- _MATERIAL_
+===+

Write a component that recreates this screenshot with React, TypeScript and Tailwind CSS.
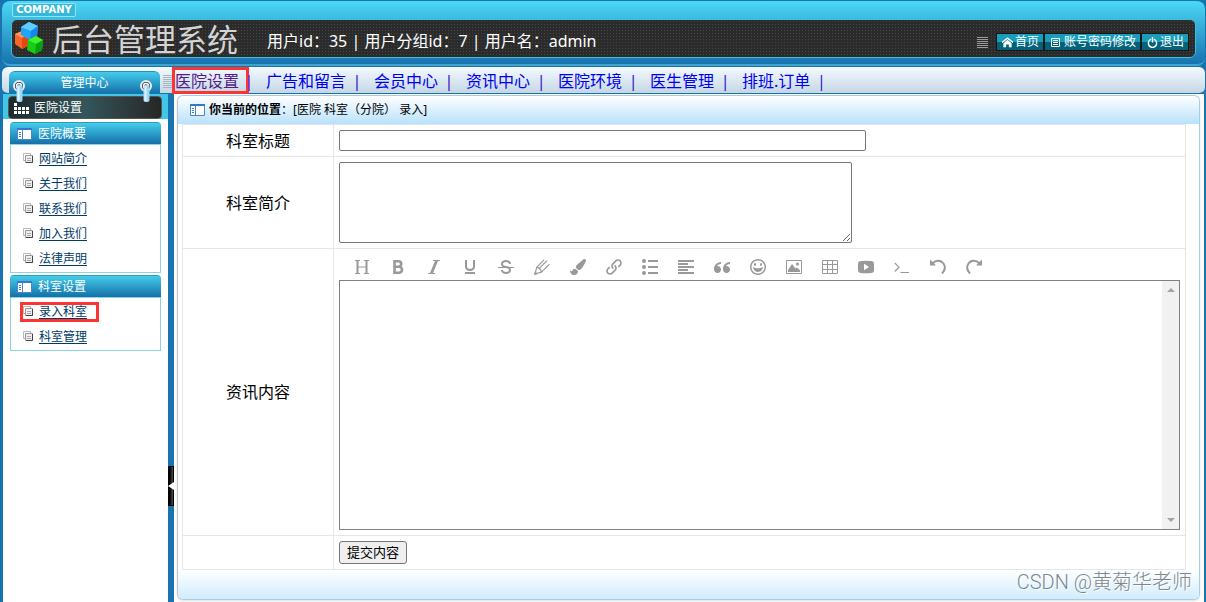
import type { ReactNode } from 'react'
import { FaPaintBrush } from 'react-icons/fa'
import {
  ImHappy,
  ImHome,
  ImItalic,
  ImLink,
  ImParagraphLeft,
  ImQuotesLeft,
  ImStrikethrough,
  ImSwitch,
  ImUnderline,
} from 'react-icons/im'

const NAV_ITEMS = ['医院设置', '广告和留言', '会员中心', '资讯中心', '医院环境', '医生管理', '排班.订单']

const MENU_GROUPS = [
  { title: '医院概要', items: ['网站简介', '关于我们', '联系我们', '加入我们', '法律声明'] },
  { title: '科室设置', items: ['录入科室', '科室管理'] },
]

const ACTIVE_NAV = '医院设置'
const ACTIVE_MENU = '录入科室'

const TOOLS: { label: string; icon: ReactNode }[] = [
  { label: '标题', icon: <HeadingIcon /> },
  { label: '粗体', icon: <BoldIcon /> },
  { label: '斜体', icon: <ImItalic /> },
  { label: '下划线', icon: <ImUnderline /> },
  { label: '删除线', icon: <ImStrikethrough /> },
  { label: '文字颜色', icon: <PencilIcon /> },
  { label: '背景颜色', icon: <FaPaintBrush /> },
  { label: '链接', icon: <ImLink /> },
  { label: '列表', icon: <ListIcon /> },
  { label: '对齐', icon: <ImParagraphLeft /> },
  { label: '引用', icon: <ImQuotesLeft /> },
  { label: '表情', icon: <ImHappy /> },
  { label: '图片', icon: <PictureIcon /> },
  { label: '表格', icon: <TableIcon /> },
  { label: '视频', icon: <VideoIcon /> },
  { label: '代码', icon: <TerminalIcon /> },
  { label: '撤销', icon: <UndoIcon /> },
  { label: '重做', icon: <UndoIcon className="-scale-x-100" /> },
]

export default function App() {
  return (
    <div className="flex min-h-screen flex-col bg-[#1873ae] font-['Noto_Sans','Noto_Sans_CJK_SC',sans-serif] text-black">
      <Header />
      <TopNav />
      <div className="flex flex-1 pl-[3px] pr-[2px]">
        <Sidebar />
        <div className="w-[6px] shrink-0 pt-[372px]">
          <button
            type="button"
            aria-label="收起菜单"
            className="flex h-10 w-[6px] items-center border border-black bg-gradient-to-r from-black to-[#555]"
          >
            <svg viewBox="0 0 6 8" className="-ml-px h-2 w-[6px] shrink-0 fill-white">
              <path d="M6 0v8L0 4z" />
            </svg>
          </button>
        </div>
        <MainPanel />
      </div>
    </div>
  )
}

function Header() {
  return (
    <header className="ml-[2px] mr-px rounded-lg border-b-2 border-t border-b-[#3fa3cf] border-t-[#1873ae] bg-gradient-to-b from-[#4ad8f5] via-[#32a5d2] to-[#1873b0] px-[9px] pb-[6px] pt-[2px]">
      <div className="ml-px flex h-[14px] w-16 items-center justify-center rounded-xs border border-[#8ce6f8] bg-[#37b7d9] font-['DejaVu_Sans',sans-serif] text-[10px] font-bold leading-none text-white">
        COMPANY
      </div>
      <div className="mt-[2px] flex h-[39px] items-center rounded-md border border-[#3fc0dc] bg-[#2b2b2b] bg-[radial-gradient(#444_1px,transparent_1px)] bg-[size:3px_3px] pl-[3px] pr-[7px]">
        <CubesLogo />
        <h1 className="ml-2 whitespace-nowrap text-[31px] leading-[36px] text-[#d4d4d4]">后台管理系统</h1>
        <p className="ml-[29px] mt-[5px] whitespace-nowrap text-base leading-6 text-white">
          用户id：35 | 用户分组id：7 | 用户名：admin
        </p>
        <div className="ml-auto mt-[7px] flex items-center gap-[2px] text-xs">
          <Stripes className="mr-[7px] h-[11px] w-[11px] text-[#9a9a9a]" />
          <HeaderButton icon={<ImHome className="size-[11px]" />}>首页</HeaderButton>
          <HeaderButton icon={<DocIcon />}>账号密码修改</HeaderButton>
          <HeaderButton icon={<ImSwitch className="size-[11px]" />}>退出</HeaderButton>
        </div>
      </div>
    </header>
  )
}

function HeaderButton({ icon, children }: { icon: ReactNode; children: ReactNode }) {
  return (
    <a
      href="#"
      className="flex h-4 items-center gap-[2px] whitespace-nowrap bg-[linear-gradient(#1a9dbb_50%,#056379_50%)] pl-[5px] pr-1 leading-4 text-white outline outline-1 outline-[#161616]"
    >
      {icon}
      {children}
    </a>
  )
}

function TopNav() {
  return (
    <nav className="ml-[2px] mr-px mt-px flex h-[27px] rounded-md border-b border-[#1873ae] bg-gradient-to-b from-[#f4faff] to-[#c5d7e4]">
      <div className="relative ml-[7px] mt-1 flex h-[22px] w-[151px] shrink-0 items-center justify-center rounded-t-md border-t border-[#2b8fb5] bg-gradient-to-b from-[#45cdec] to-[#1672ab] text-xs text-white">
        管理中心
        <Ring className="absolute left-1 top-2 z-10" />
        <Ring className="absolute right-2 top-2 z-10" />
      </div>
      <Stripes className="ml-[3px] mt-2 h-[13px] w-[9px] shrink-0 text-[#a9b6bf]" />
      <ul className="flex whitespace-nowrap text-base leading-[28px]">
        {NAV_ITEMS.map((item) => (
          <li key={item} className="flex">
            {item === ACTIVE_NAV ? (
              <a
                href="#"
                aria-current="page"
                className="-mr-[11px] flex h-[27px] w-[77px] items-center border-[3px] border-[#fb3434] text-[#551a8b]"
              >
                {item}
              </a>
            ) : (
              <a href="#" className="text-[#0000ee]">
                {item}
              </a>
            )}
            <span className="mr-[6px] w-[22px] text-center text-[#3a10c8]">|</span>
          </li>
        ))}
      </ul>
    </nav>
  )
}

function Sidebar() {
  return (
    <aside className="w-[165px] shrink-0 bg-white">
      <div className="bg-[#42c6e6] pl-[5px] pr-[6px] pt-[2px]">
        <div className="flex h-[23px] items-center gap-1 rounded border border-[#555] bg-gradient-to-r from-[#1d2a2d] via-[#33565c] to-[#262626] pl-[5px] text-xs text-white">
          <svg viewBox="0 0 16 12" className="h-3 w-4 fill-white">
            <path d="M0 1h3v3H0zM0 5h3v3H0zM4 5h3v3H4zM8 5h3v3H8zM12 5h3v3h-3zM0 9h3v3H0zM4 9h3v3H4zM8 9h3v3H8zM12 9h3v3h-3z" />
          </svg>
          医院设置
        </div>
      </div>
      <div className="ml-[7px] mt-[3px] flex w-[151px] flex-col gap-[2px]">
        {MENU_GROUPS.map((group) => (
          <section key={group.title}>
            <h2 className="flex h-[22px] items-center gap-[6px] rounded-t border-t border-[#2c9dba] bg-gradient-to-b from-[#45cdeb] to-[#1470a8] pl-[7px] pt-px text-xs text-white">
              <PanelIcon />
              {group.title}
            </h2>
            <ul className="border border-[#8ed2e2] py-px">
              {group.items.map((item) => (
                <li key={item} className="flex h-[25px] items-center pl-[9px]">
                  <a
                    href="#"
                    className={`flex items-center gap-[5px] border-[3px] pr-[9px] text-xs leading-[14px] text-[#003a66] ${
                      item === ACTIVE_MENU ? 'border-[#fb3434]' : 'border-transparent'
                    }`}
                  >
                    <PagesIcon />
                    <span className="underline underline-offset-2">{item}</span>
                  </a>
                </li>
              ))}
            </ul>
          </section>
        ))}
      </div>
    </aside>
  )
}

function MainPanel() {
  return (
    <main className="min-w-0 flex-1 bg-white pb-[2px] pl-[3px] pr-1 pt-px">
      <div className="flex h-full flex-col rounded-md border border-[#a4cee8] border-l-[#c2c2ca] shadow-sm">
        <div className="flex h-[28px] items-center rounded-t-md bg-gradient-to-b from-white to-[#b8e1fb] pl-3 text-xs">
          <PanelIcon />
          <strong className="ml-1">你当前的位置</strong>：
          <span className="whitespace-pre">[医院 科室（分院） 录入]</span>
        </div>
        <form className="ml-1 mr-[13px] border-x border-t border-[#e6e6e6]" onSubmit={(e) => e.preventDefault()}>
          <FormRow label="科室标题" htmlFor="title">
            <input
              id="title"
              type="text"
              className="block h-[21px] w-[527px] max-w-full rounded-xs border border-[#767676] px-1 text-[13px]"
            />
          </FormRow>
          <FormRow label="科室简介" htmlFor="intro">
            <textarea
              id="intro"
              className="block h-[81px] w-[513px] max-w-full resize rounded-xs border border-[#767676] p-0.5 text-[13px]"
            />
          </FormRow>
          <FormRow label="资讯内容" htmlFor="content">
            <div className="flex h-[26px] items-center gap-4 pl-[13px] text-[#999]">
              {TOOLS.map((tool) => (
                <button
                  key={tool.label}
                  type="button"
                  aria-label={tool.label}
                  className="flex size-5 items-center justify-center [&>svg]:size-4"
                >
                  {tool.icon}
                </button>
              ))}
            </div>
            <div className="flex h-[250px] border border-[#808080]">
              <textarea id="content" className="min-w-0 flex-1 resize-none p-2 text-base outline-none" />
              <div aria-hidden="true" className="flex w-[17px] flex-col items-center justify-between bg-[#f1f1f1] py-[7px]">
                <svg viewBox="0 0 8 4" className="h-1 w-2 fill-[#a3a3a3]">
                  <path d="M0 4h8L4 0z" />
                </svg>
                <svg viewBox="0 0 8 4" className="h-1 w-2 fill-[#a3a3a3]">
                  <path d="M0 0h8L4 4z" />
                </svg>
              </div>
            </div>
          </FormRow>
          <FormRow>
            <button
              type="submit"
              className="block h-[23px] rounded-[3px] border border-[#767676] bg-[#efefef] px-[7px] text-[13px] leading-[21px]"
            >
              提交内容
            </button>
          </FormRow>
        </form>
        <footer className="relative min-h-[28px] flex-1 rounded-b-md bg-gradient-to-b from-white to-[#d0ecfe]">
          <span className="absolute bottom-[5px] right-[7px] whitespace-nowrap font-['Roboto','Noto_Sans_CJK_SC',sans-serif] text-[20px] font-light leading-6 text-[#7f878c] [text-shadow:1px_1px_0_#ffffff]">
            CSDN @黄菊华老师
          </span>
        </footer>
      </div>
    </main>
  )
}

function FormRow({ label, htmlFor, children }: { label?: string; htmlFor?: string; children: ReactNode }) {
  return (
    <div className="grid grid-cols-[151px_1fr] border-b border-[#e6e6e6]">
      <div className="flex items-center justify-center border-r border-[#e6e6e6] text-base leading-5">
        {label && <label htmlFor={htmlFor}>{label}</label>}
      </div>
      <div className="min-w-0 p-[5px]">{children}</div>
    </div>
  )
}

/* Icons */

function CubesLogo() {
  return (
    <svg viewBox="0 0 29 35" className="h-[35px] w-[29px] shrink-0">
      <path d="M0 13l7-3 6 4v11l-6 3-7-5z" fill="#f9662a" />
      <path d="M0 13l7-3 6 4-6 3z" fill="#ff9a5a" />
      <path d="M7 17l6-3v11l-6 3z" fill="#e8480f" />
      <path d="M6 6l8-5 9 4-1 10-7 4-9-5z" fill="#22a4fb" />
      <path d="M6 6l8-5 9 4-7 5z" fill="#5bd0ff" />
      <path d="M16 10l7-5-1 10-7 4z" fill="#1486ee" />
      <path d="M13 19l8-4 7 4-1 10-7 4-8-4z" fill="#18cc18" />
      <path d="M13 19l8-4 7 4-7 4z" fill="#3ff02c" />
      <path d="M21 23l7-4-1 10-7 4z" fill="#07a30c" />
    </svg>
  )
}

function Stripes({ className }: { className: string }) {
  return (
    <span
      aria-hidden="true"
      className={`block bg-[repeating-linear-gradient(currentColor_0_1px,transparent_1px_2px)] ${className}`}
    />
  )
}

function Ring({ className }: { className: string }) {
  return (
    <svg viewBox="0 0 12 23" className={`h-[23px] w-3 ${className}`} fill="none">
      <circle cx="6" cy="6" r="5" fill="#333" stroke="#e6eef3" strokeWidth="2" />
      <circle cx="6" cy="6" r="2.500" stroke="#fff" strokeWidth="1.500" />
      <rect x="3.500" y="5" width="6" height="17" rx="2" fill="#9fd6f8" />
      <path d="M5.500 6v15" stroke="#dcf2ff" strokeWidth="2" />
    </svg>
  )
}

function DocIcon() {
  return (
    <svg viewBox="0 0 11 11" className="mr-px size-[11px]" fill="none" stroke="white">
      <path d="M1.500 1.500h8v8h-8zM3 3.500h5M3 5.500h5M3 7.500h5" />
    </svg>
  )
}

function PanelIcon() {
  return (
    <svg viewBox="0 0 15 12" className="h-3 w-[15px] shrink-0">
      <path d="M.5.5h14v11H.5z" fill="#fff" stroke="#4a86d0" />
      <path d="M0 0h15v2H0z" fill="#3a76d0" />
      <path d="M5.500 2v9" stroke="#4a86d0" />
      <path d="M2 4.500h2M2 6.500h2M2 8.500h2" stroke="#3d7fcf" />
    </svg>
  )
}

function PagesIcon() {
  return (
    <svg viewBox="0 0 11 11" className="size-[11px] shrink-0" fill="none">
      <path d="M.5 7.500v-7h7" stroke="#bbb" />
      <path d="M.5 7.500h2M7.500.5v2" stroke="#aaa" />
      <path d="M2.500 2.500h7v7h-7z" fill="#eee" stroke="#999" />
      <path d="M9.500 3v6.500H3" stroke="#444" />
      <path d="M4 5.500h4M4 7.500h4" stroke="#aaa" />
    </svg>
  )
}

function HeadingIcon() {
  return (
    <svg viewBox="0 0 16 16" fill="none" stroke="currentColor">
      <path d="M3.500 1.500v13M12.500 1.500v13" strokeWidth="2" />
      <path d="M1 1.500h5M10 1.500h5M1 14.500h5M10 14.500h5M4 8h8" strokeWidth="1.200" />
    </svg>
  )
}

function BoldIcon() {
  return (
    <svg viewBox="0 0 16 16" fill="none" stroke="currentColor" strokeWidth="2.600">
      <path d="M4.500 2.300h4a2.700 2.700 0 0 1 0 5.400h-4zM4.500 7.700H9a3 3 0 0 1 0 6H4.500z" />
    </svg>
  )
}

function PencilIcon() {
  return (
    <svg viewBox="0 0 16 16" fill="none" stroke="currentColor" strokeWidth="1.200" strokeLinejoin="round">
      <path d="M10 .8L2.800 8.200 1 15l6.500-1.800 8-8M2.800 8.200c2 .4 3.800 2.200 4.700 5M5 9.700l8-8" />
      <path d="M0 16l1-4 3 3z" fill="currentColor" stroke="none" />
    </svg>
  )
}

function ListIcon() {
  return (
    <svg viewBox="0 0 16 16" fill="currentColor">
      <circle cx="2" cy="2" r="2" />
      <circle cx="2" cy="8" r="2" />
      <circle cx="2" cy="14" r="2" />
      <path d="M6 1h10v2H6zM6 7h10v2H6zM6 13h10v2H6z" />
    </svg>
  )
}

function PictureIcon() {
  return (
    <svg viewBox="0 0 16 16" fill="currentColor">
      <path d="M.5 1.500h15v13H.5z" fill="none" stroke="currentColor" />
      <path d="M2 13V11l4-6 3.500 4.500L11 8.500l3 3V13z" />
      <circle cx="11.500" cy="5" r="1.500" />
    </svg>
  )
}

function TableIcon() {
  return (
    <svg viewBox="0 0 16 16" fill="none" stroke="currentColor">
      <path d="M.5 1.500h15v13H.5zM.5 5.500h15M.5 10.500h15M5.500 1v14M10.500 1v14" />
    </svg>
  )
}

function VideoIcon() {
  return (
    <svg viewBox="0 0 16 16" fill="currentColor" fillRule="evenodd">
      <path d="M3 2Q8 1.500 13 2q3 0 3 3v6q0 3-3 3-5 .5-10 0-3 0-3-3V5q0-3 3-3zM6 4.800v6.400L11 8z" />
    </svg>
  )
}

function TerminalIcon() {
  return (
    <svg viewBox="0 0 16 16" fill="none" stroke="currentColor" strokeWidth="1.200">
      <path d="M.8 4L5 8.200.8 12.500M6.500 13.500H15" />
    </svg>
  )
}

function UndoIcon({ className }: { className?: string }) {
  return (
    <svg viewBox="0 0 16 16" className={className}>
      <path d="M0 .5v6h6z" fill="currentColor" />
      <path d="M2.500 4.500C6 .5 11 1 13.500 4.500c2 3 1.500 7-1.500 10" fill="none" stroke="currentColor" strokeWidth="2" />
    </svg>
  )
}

+===+

- _EXERCISE_
Give again, word for word, every line from the top of the data above to the line holding "const ACTIVE_MENU = '录入科室'", inclusive, with the pictures left out.

- _COMPLETE ANSWER_
Write a component that recreates this screenshot with React, TypeScript and Tailwind CSS.
import type { ReactNode } from 'react'
import { FaPaintBrush } from 'react-icons/fa'
import {
  ImHappy,
  ImHome,
  ImItalic,
  ImLink,
  ImParagraphLeft,
  ImQuotesLeft,
  ImStrikethrough,
  ImSwitch,
  ImUnderline,
} from 'react-icons/im'

const NAV_ITEMS = ['医院设置', '广告和留言', '会员中心', '资讯中心', '医院环境', '医生管理', '排班.订单']

const MENU_GROUPS = [
  { title: '医院概要', items: ['网站简介', '关于我们', '联系我们', '加入我们', '法律声明'] },
  { title: '科室设置', items: ['录入科室', '科室管理'] },
]

const ACTIVE_NAV = '医院设置'
const ACTIVE_MENU = '录入科室'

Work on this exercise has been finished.